Cooking at high temperatures or for prolonged periods can deplete the nutritional value of your food. Learn how to preserve the nutrients in your vegetables when cooking to maximise their health benefits.
Apart from the pleasure it provides, we eat food to supply our bodies with energy and to nourish it with vitamins and minerals. Our bodies only need small amounts of vitamins and minerals to maintain health, but if we don’t get enough, we can develop deficiencies that cause disease. For example, a lack of vitamin D can lead to rickets in children, and a deficiency in vitamin A can cause night blindness and weak immunity. Vitamin D deficiencies have also been linked to type II diabetes.
When you read the nutritional value of food, you may think that you absorb all of the nutrients in the food once you cook it, but unfortunately, that is not always the case. You see, the way you prepare and cook your food has a significant impact on its final nutritional value.

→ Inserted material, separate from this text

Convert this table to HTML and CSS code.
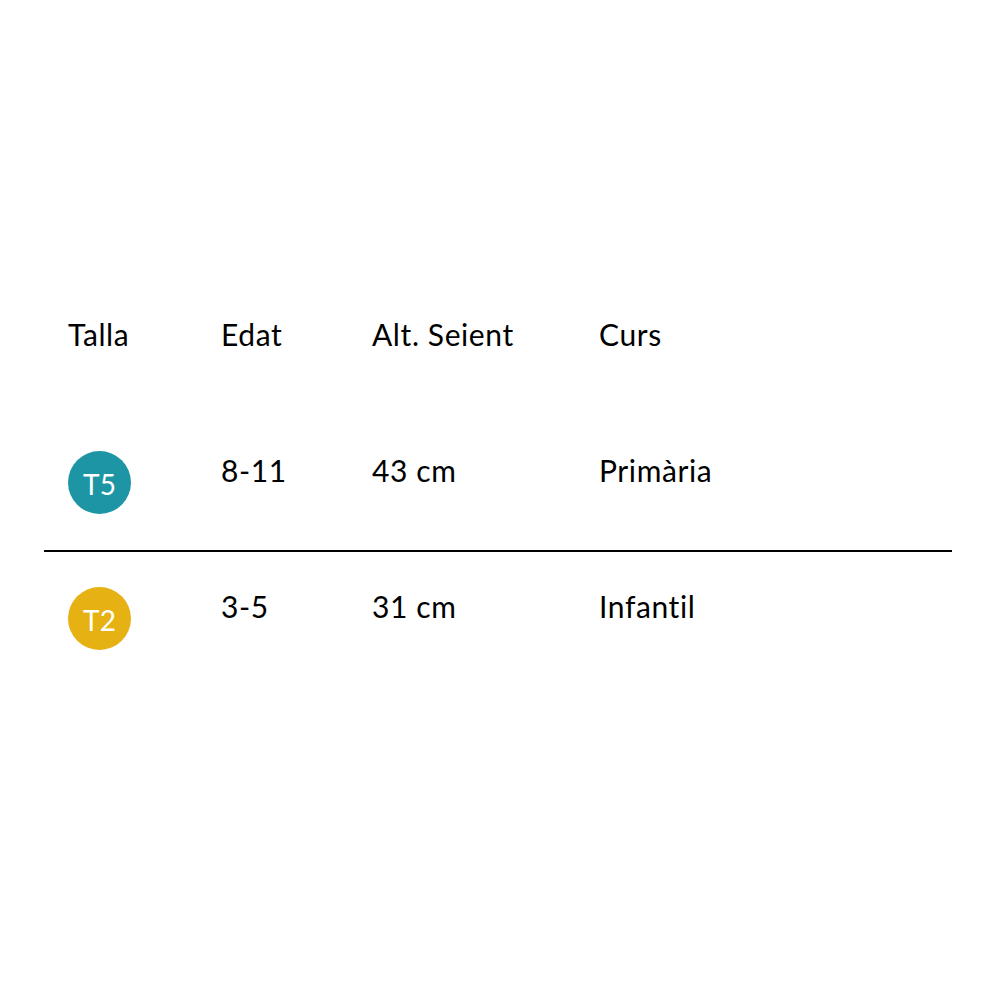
FILE: index.html
```html
<!DOCTYPE html>
<html lang="ca">
<head>
<meta charset="utf-8">
<title>Talles</title>
<link rel="stylesheet" href="styles.css">
</head>
<body>
<div class="table">
  <div class="row head">
    <div class="cell">Talla</div>
    <div class="cell">Edat</div>
    <div class="cell">Alt. Seient</div>
    <div class="cell">Curs</div>
  </div>
  <div class="row item">
    <div class="cell"><span class="badge teal">T5</span></div>
    <div class="cell">8-11</div>
    <div class="cell">43 cm</div>
    <div class="cell">Primària</div>
  </div>
  <div class="row item sep">
    <div class="cell"><span class="badge yellow">T2</span></div>
    <div class="cell">3-5</div>
    <div class="cell">31 cm</div>
    <div class="cell">Infantil</div>
  </div>
</div>
</body>
</html>
```

FILE: styles.css
```css
html, body {
  margin: 0;
  padding: 0;
  background: #fff;
}
body {
  font-family: Lato, "Open Sans", sans-serif;
  color: #000;
}
.table {
  margin: 316px 0 0 44px;
  width: 908px;
}
.row {
  display: grid;
  grid-template-columns: 153px 151px 227px 1fr;
  padding-left: 24px;
  align-items: start;
  font-size: 30px;
  line-height: 36px;
  letter-spacing: 0.6px;
}
.head {
  padding-bottom: 64px;
}
.item {
  padding-top: 35px;
  padding-bottom: 36px;
}
.item .cell {
  padding-top: 1px;
}
.sep {
  border-top: 2px solid #000;
}
.cell {
  white-space: nowrap;
}
.item .cell:first-child {
  padding-top: 0;
}
.badge {
  display: flex;
  align-items: center;
  justify-content: center;
  width: 63px;
  height: 63px;
  border-radius: 50%;
  color: #fff;
  font-size: 28px;
  line-height: 1;
  letter-spacing: 0;
  padding-top: 2px;
  box-sizing: border-box;
}
.teal { background: #1d95a5; }
.yellow { background: #e6b113; }
```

Cooking certain foods at high temperatures or for more extended periods than is necessary can destroy the nutrients they contain. Also, boiling delicate foods like vegetables in large quantities of water can destroy some nutrients and allow others to leach into the cooking water. If you don’t drink the cooking liquid, you will not be getting the nutrients you think you should be getting when you eat the vegetable. Let’s explore vitamin C as an example.
Vitamin C is soluble in water and extremely sensitive to temperature. This means that it breaks down very easily during cooking, and long cooking times depletes the amount of vitamin C a food contains. A study showed boiling chard for five minutes completely depletes its vitamin C content. Whereas blanching it for 1 minute retains 76% of its vitamin C content.
Water is the main component of most fruits and vegetables. It accounts for over 90% of most fruits and vegetables. Once fruits and vegetables are harvested, they begin to lose their moisture and nutrients, and they start to decompose. The way you store your fruits and vegetables once you buy them thus has a significant impact on their nutritional value.
9 Simple techniques to preserve the nutrients in your food
- Steam your vegetables: steaming is one of the best methods to preserve the nutrients and flavour of your vegetables. Invest in a simple steamer or try cooking your vegetables with minimal water over very low heat until just cooked.
- Avoid boiling: boiling is perhaps the most popular method used to cook vegetables. However, it is the least effective method for preserving nutrients, especially vitamin C. If you boil your vegetables, use the least amount of water possible and do not throw away the cooking liquid. Drink it, or use it in stocks or sauces so that you do not lose the nutrients.
- Cook at low temperatures: cooking at low temperatures over long periods can help to preserve vitamins in your food. Try to avoid burning or charring your foods as this can create harmful compounds with carcinogenic properties.
- Eat fresh, raw foods: If you don’t heat your food, you are more likely to retain the majority of the nutrients in your vegetables. Raw foods are also rich in enzymes that nourish your body. When you eat raw foods, try to eat them in their freshest state as the longer you leave them, the more they lose moisture and vitamins and then deteriorate.
- Soak and sprout your legumes before consuming: Legumes can be excellent sources of certain minerals and vitamins if you soak and sprout them before consumption. Beans often contain phytates or phytic acid that bind to minerals and make them unavailable for our bodies to absorb. Soaking and sprout reduces the concentration of these phytates and makes the minerals available for your body to absorb.
- Prepare your fruits and vegetables yourself: Avoid buying fruits and vegetables that have been precut and packaged as such products may have lost some nutrients. Cook vegetables like potatoes with their skin on as most of the nutrients are located just beneath the skin. Cooking with the skin on allows the nutrients to move from just under the skin into the flesh.
- Freeze vegetables when they are fresh: Vegetables contain the highest quantities of nutrients when they are fresh. The older they get, the more nutrient-depleted they become. If you buy more vegetables than you need, consider freezing them as soon as possible after purchase to preserve the nutrients.
- Fry with care: Select the oils you choose to fry with carefully. Choose saturated fats such as coconut oil and ghee that are stable at high temperatures. Vegetable oils (corn, sunflower) are more likely to form toxic aldehyde compounds that are harmful to health.
- Avoid reheating your food multiple times as it destroys the nutrients in them.
Are there any other techniques you implement when cooking that help you preserve the nutrients in your food?